10. The system of claim 9, wherein the recessed area comprises a concave surface.

11. The system of claim 8, wherein at least one of the raised heating surfaces comprises at least one groove for retaining molten wax when the raised heating surfaces contact the at least one of the pattern gate and the wax runner.

12. The system of claim 11, wherein a width of a cross section of the at least one groove becomes smaller at a greater depth of the at least one groove.

13. The system of claim 11, wherein the at least one groove has a v-shaped cross section.

14. The system of claim 8, wherein the means for heating the raised heating surfaces comprises an electrical heating element.

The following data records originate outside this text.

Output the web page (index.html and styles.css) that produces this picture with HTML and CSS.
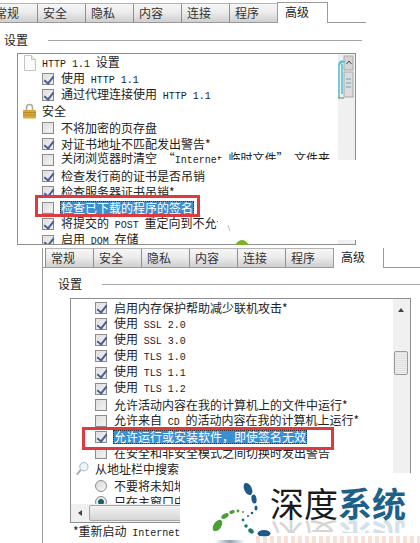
FILE: index.html
```html
<!DOCTYPE html>
<html lang="zh-CN">
<head>
<meta charset="utf-8">
<title>Internet 选项 高级</title>
<link rel="stylesheet" href="styles.css">
</head>
<body>
<div class="sheet">
  <section class="panel panel-a">
    <div class="tabs">
      <span class="tab">常规</span><span class="tab">安全</span><span class="tab">隐私</span><span class="tab">内容</span><span class="tab">连接</span><span class="tab">程序</span><span class="tab active">高级</span>
    </div>
    <div class="group"><span class="group-label">设置</span><span class="group-line"></span></div>
    <div class="list">
      <div class="rows">
        <div class="row head"><svg class="ico" viewBox="0 0 13 16"><path d="M1.500.5h7l4 4v11h-11z" fill="#fbfbfb" stroke="#c4c4c4"/><path d="M8.500.5v4h4" fill="#eee" stroke="#c4c4c4"/></svg><span><em class="la">HTTP 1.1</em> 设置</span></div>
        <div class="row"><i class="cb on"></i><span>使用 <em class="la">HTTP 1.1</em></span></div>
        <div class="row"><i class="cb on"></i><span>通过代理连接使用 <em class="la">HTTP 1.1</em></span></div>
        <div class="row head"><svg class="ico" viewBox="0 0 13 16"><path d="M3.500 7V4.500a3 3 0 0 1 6 0V7" fill="none" stroke="#a8a8a0" stroke-width="1.600"/><rect x="0" y="7" width="13" height="8.500" rx="1" fill="#d7a93c"/><path d="M0 9.500h13M0 12h13" stroke="#b98a24"/></svg><span>安全</span></div>
        <div class="row"><i class="cb"></i><span>不将加密的页存盘</span></div>
        <div class="row"><i class="cb on"></i><span>对证书地址不匹配发出警告*</span></div>
        <div class="row"><i class="cb"></i><span>关闭浏览器时清空 “<em class="la">Internet</em> 临时文件” 文件夹</span></div>
        <div class="row"><i class="cb on"></i><span>检查发行商的证书是否吊销</span></div>
        <div class="row"><i class="cb on"></i><span>检查服务器证书吊销*</span></div>
        <div class="row"><i class="cb"></i><span class="sel">检查已下载的程序的签名</span></div>
        <div class="row"><i class="cb on"></i><span>将提交的 <em class="la">POST</em> 重定向到不允许发送的区域时发出警告</span></div>
        <div class="row"><i class="cb on"></i><span>启用 <em class="la">DOM</em> 存储</span></div>
      </div>
      <div class="vbar">
        <svg class="vbar-art" viewBox="0 0 16 46"><rect x="6" y="1" width="9" height="14" fill="#d4d4d4" stroke="#a9a9a9"/><path d="M8.500 9l2.500-3 2.500 3" fill="none" stroke="#444"/><rect x="6" y="17" width="9" height="25" fill="#dcdcdc" stroke="#a9a9a9"/><path d="M8 24h5M8 28h5M8 32h5" stroke="#6f9fb0"/><path d="M1 43V10q0-4 4-4M1 10c2-3 5-4 6-3M4 9v30" fill="none" stroke="#5cc0d4" stroke-width="1.600"/><path d="M0 43h6" stroke="#777"/></svg>
      </div>
    </div>
    <div class="mask mask-a"></div>
    <svg class="blip" viewBox="0 0 30 20"><path d="M8 20q7-10 14 0z" fill="#7fb02a"/><path d="M1 0l2 6" stroke="#bbb"/></svg>
    <div class="redbox redbox-a"></div>
  </section>

  <section class="panel panel-b">
    <div class="tabs">
      <span class="tab">常规</span><span class="tab">安全</span><span class="tab">隐私</span><span class="tab">内容</span><span class="tab">连接</span><span class="tab">程序</span><span class="tab active">高级</span>
    </div>
    <div class="group"><span class="group-label">设置</span><span class="group-line"></span></div>
    <div class="list">
      <div class="list-top">
        <div class="rows">
          <div class="row"><i class="cb on"></i><span>启用内存保护帮助减少联机攻击*</span></div>
          <div class="row"><i class="cb on"></i><span>使用 <em class="la">SSL 2.0</em></span></div>
          <div class="row"><i class="cb on"></i><span>使用 <em class="la">SSL 3.0</em></span></div>
          <div class="row"><i class="cb on"></i><span>使用 <em class="la">TLS 1.0</em></span></div>
          <div class="row"><i class="cb on"></i><span>使用 <em class="la">TLS 1.1</em></span></div>
          <div class="row"><i class="cb on"></i><span>使用 <em class="la">TLS 1.2</em></span></div>
          <div class="row"><i class="cb"></i><span>允许活动内容在我的计算机上的文件中运行*</span></div>
          <div class="row"><i class="cb"></i><span>允许来自 <em class="la">CD</em> 的活动内容在我的计算机上运行*</span></div>
          <div class="row"><i class="cb on"></i><span class="sel">允许运行或安装软件，即使签名无效</span></div>
          <div class="row"><i class="cb"></i><span>在安全和非安全模式之间切换时发出警告</span></div>
          <div class="row head"><svg class="ico" viewBox="0 0 14 16"><circle cx="8.500" cy="5.500" r="4.500" fill="#eef4f8" stroke="#9db0bd"/><path d="M5 9l-4 5" stroke="#a8a8a8" stroke-width="2"/></svg><span>从地址栏中搜索</span></div>
          <div class="row"><i class="radio"></i><span>不要将未知地址提交给自动搜索</span></div>
          <div class="row"><i class="radio on"></i><span>只在主窗口中显示结果</span></div>
        </div>
        <div class="vbar vbar-b">
          <span class="arrow-up"></span>
          <span class="thumb"></span>
        </div>
      </div>
      <div class="hbar"><span class="arrow-left"></span><span class="hthumb"></span></div>
    </div>
    <div class="footnote">*重新启动 <em class="la">Internet Explorer</em> 之后生效</div>
    <div class="redbox redbox-b"></div>
    <div class="mask mask-b">
      <svg class="logo-mark" viewBox="0 0 66 60">
        <g fill="#1d5a86">
          <ellipse cx="40" cy="8" rx="3.800" ry="6.500" transform="rotate(-25 40 8)"/>
          <ellipse cx="46" cy="18" rx="2.500" ry="4.500" transform="rotate(-10 46 18)"/>
          <ellipse cx="48" cy="27" rx="1.500" ry="2.500"/>
          <circle cx="44" cy="32" r="1.300"/>
          <circle cx="40" cy="35" r="1"/>
        </g>
        <g fill="#4f9d35">
          <ellipse cx="9.500" cy="44.500" rx="3.800" ry="6.500" transform="rotate(35 9.500 44.500)"/>
          <ellipse cx="17" cy="35" rx="2.200" ry="4" transform="rotate(60 17 35)"/>
          <ellipse cx="24" cy="31" rx="1.800" ry="2.800" transform="rotate(75 24 31)"/>
          <circle cx="30" cy="30" r="1.400"/>
          <circle cx="35" cy="31" r="1"/>
        </g>
        <g fill="#1a7a70">
          <circle cx="35" cy="39" r="1.400"/>
          <circle cx="38" cy="45" r="1.800"/>
          <ellipse cx="43" cy="50" rx="3" ry="2.200" transform="rotate(35 43 50)"/>
        </g>
        <ellipse cx="56" cy="52.500" rx="6.500" ry="3.500" fill="#1d5a86"/>
      </svg>
      <div class="logo-words">
        <div class="logo-text"><span>深度</span><b>系统</b></div>
        <div class="logo-text logo-reflect" aria-hidden="true"><span>深度</span><b>系统</b></div>
      </div>
      <span class="logo-streak"></span>
      <span class="logo-url"></span>
    </div>
  </section>
</div>
</body>
</html>
```
FILE: styles.css
```css
* { box-sizing: border-box; }
html, body { margin: 0; padding: 0; background: #fff; }
body { font: 12px/16px "Noto Sans CJK SC", sans-serif; color: #222; }
.sheet { width: 420px; height: 543px; overflow: hidden; position: relative; }

.la { font: normal 10px/16px "Liberation Mono", monospace; word-spacing: 0; }

.panel { position: relative; overflow: hidden; }
.panel-a { height: 245px; width: 366px; }
.panel-b { height: 295px; margin: 3px 0 0 42px; width: 378px; border-left: 1px solid #9a9a9a; }

.tabs { display: flex; align-items: flex-end; border-bottom: 1px solid #9a9a9a; }
.panel-a .tabs { height: 23px; margin-left: -11px; }
.panel-b .tabs { height: 20px; margin-left: -1px; padding-left: 3px; }
.tab {
  width: 48px; height: 19px; flex: none;
  padding-left: 5px; line-height: 18px; color: #333;
  border-left: 1px solid #8f8f8f; border-top: 1px solid #b5b5b5;
  background: linear-gradient(#f6f6f6, #ececec 45%, #cfcfcf);
}
.tab.active {
  width: 51px; height: 21px; margin-bottom: -1px; padding-left: 7px;
  border: 1px solid #9a9a9a; border-bottom: 0; background: #fff; color: #222;
}

.group { display: flex; align-items: center; height: 16px; }
.panel-a .group { margin: 9px 4px 0 4px; }
.panel-b .group { margin: 8px 0 0 15px; }
.group-label { width: 44px; flex: none; }
.group-line { flex: 1; height: 1px; background: #a5a5a5; }

.list { border: 1px solid #8e8e8e; background: #fff; overflow: hidden; }
.panel-a .list { display: flex; margin: 5px 10px 0 17px; height: 192px; }
.panel-b .list { margin: 6px 0 0 27px; width: 341px; height: 225px; display: flex; flex-direction: column; }
.list-top { display: flex; flex: 1; min-height: 0; }
.rows { flex: 1; min-width: 0; overflow: hidden; padding-top: 1px; }
.row { display: flex; align-items: center; gap: 7px; height: 16.15px; padding-left: 24px; white-space: nowrap; word-spacing: 3px; }
.head { padding-left: 5px; gap: 6px; }
.ico { width: 13px; height: 16px; flex: none; }

.cb { width: 12px; height: 12px; flex: none; position: relative; border: 1px solid #8c8c8c; background: linear-gradient(135deg, #dcdcdc, #f6f6f6); box-shadow: inset 0 0 0 1px #e6e6e6; }
.cb.on::after { content: ""; position: absolute; left: 3px; top: 0; width: 4px; height: 8px; border: solid #4a5f96; border-width: 0 2px 2px 0; transform: rotate(38deg); }
.radio { width: 12px; height: 12px; flex: none; border-radius: 50%; border: 1px solid #8c8c8c; background: linear-gradient(135deg, #d8d8d8, #f6f6f6); }
.radio.on { background: radial-gradient(circle, #13636e 0 2.500px, #e8e8e8 3.500px); }

.sel { background: #3a8fd0; color: #fff; padding: 0 1px; line-height: 14px; height: 14px; outline: 1px dotted #333; outline-offset: -1px; margin-left: -1px; }

.vbar { width: 17px; flex: none; background: #f0f0f0; position: relative; }
.vbar-art { position: absolute; left: 0; top: 1px; width: 16px; height: 46px; }
.arrow-up { position: absolute; left: 5px; top: 9px; border: 3px solid transparent; border-top: 0; border-bottom: 4px solid #444; }
.thumb { position: absolute; left: 1px; top: 52px; width: 14px; height: 24px; background: repeating-linear-gradient(#dfdfdf 0 1px, #efefef 1px 2px); border: 1px solid #9a9a9a; border-radius: 2px; }
.hbar { height: 18px; flex: none; background: #f0f0f0; display: flex; align-items: center; padding-left: 7px; gap: 7px; }
.arrow-left { flex: none; border: 3px solid transparent; border-left: 0; border-right: 4px solid #444; }
.hthumb { flex: none; width: 260px; height: 16px; background: linear-gradient(#f2f2f2, #d6d6d6); border: 1px solid #a8a8a8; border-radius: 2px; }

.footnote { margin: 0 0 0 30px; height: 16px; white-space: nowrap; word-spacing: 3px; }

.redbox { position: absolute; border: 3px solid #dd3a3f; }
.redbox-a { left: 35px; top: 195px; width: 165px; height: 22px; }
.redbox-b { left: 39px; top: 179px; width: 252px; height: 23px; }

.mask { position: absolute; background: #fff; }
.mask-a { left: 218px; top: 160px; right: 0; height: 80px; }
.blip { position: absolute; left: 227px; top: 225px; width: 30px; height: 20px; }
.mask-b { left: 137px; top: 225px; right: 0; bottom: 0; }
.logo-mark { position: absolute; left: 28px; top: 8px; width: 66px; height: 60px; }
.logo-words { position: absolute; left: 90px; top: 12px; }
.logo-text { font-size: 34px; line-height: 36px; color: #1b1b1b; white-space: nowrap; }
.logo-text b { color: #1d6189; font-weight: 700; }
.logo-reflect { height: 14px; overflow: hidden; transform: scaleY(-1); opacity: .18; margin-top: -2px; display: flex; align-items: flex-end; }
.logo-streak { position: absolute; left: 35px; top: 67px; width: 30px; height: 3px; background: linear-gradient(90deg, #fff, #8fa3b3, #fff); }
.logo-url { position: absolute; left: 76px; top: 63px; right: 0; height: 7px; background: repeating-linear-gradient(90deg, #f7d9cc 0 4px, #fff 4px 7px); opacity: .8; }
```
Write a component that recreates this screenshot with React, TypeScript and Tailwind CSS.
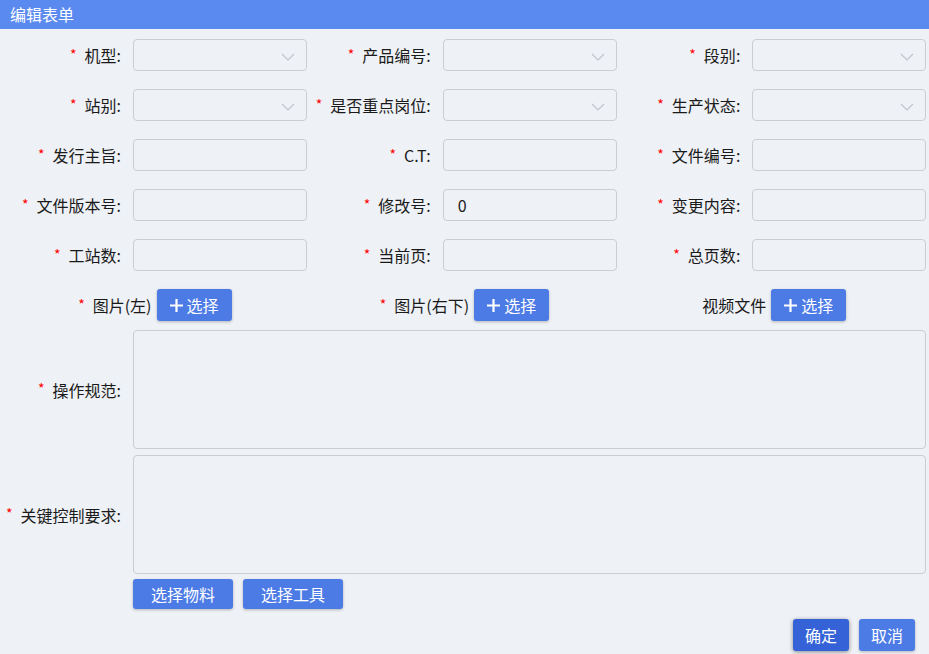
import type { ReactNode } from 'react';

type Field = { label: string; required?: boolean; kind: 'select' | 'input'; value?: string };

const fields: Field[] = [
  { label: '机型', required: true, kind: 'select' },
  { label: '产品编号', required: true, kind: 'select' },
  { label: '段别', required: true, kind: 'select' },
  { label: '站别', required: true, kind: 'select' },
  { label: '是否重点岗位', required: true, kind: 'select' },
  { label: '生产状态', required: true, kind: 'select' },
  { label: '发行主旨', required: true, kind: 'input' },
  { label: 'C.T', required: true, kind: 'input' },
  { label: '文件编号', required: true, kind: 'input' },
  { label: '文件版本号', required: true, kind: 'input' },
  { label: '修改号', required: true, kind: 'input', value: '0' },
  { label: '变更内容', required: true, kind: 'input' },
  { label: '工站数', required: true, kind: 'input' },
  { label: '当前页', required: true, kind: 'input' },
  { label: '总页数', required: true, kind: 'input' },
];

const uploads = [
  { label: '图片(左)', required: true },
  { label: '图片(右下)', required: true },
  { label: '视频文件', required: false },
];

function Star() {
  return <span className="text-[#f00] text-[14px] mr-[8px] -translate-y-[1px]">*</span>;
}

function Label({ children, required }: { children: ReactNode; required?: boolean }) {
  return (
    <div className="w-[133px] shrink-0 flex items-center justify-end pr-3 text-[16px] text-[#1a1a1a]">
      {required && <Star />}
      <span>{children}:</span>
    </div>
  );
}

function Chevron() {
  return (
    <svg width="14" height="8" viewBox="0 0 14 8" fill="none" className="absolute right-[11px] top-[13px]">
      <path d="M1 1l6 6 6-6" stroke="#c0c4cc" strokeWidth="1.2" />
    </svg>
  );
}

function PlusButton() {
  return (
    <button className="h-8 w-[75px] rounded-[3px] bg-[#4d7be6] text-white text-[16px] flex items-center justify-center gap-1 shadow-[0_1px_3px_rgba(0,0,0,0.25)]">
      <svg width="13" height="13" viewBox="0 0 13 13">
        <path d="M6.5 0v13M0 6.5h13" stroke="#fff" strokeWidth="2.2" />
      </svg>
      <span>选择</span>
    </button>
  );
}

export default function App() {
  return (
    <div className="w-[929px] h-[654px] bg-[#eef1f5] overflow-hidden flex flex-col" style={{ fontFamily: '"Noto Sans CJK SC", "Noto Sans", sans-serif' }}>
      {/* Header */}
      <div className="h-[29px] bg-[#5a8af0] text-white text-[16px] leading-[29px] pl-[10px] shrink-0">编辑表单</div>

      {/* Field grid */}
      <div className="grid grid-cols-3 gap-y-[18px] pt-[10px] shrink-0">
        {fields.map(f => (
          <div key={f.label} className="flex items-center h-8">
            <Label required={f.required}>{f.label}</Label>
            <div className="relative w-[174px] h-8 rounded-[4px] border border-[#cbcdd1] bg-[#eef1f5] text-[16px] text-[#1a1a1a] pl-[14px] leading-[30px]">
              {f.value}
              {f.kind === 'select' && <Chevron />}
            </div>
          </div>
        ))}
        {uploads.map(u => (
          <div key={u.label} className="flex items-center justify-center h-8 text-[16px] text-[#1a1a1a]">
            {u.required && <Star />}
            <span className="mr-[5px]">{u.label}</span>
            <PlusButton />
          </div>
        ))}
      </div>

      {/* Textareas */}
      <div className="flex mt-[9px] h-[119px] shrink-0">
        <Label required>操作规范</Label>
        <div className="flex-1 mr-[3px] rounded-[4px] border border-[#cbcdd1]" />
      </div>
      <div className="flex mt-[6px] h-[119px] shrink-0">
        <Label required>关键控制要求</Label>
        <div className="flex-1 mr-[3px] rounded-[4px] border border-[#cbcdd1]" />
      </div>

      {/* Material/tool buttons */}
      <div className="flex gap-[10px] pl-[133px] mt-[5px] shrink-0">
        <button className="h-[30px] w-[100px] rounded-[3px] bg-[#4d7be6] text-white text-[16px] shadow-[0_1px_3px_rgba(0,0,0,0.25)]">选择物料</button>
        <button className="h-[30px] w-[100px] rounded-[3px] bg-[#4d7be6] text-white text-[16px] shadow-[0_1px_3px_rgba(0,0,0,0.25)]">选择工具</button>
      </div>

      {/* Footer */}
      <div className="flex justify-end gap-[10px] pr-[14px] mt-[10px] shrink-0">
        <button className="h-8 w-14 rounded-[3px] bg-[#3562d6] text-white text-[16px] shadow-[0_1px_4px_rgba(0,0,0,0.45)]">确定</button>
        <button className="h-8 w-14 rounded-[3px] bg-[#4d7be6] text-white text-[16px] shadow-[0_1px_3px_rgba(0,0,0,0.25)]">取消</button>
      </div>
    </div>
  );
}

15. The system of claim 8, wherein at least one of the raised heating surfaces conforms to a shape of the pattern gate to be fused to the wax runner in assembling a wax tree.

16. The system of claim 8 further comprising a temperature controller for controlling the means for heating.

17. The system of claim 16 further comprising a temperature sensor, wherein the temperature sensor provides a signal indicating a temperature of the elongated bar to the temperature controller.

18. A method of heating wax on a surface of a wax component using a wax tree assembly heating system having a heating surface in preparation for fusing the wax component to another wax component in assembling a wax tree, wherein the method comprises: providing an elongated bar having a heating surface configured to provide a space for molten wax to be retained when the heating surface contacts a wax component; heating the heating surface; and temporarily positioning the heating surface of the elongated bar in contact with the wax component.

19. The method of claim 18, wherein the heating surface comprises a plurality of raised areas configured to provide spaces for molten wax to be retained when the heating surface contacts the wax component.

20. The method of claim 19, wherein the wax component comprises one of a wax runner and a wax pattern, and at least one of the plurality of raised areas conforms to a shape of a gate of the wax pattern to be fused to the wax runner.